Thank you, Lord Jesus, for freeing us from the power of the Law, sin, guilt in our lives to fill us with love and joy in your presence! Let our love and joy overflow today to all whom we meet.
The good news for us begins after the Council of Jerusalem (Acts). We Gentiles do not need to keep the Law, except for the prohibitions against idol worship and fornication. Instead, as Jesus tells us the night before he dies, we are a people marked by Love. We are not oriented to Law which we can measure, but to Love which we can never finish, even were we to lay down our lives for our friends. But more good news: we are the friends of Jesus, not merely servants. Friends share their inner life with one another, and Jesus has told us all that he has learned from God, the depths of his inner, spiritual life. He has chosen us and given us the power to love one another.
Lay before your liberating Lord all your hangups, guilts, shames, fears and ask to be set free to love more completely, with less self-absorption -- just for today. Thank him for choosing you as his friend.
Today’s psalm response: "My heart is steadfast, O God, my heart is steadfast! I will sing and make music! I will wake the dawn." Keep us faithful, Jesus, to loving, as you love us.

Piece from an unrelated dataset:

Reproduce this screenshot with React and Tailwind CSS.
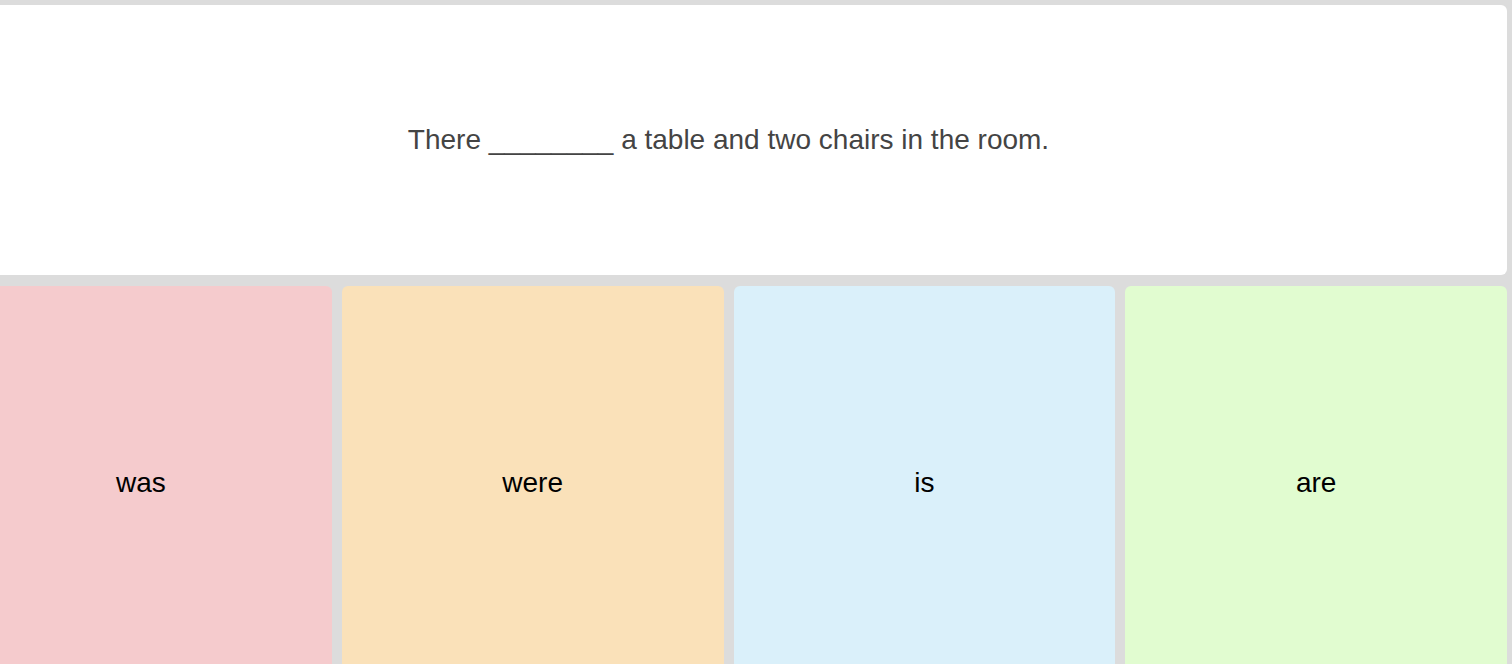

Paul is on the move around the Mediterranean, stirring up division as Jesus promises in today’s gospel: Some will hate and persecute us, and some will keep his/our word. The entrance antiphon summarizes the whole Christian life: "In baptism we have died with Christ, and we have risen to new life with him because we believed that the power of God raised him from the dead." We are baptized, plunged into the dynamic of dying and rising. Whether in good times or times of rejection, we are living Christ’s life, hoping in the power of God always to raise us.
Look back over your week, calling on the power of the Spirit to remind you. Where was your daily dying in the past week? Where was rising? Where was God’s power at work in you? How will you respond?
Let us pray with Jesus his Last Supper prayer: "May they be one in us, Father, so that the world may believe that you have sent me." May we all be one. May the world come to know, love and serve you, our dear friend, Jesus, risen Christ.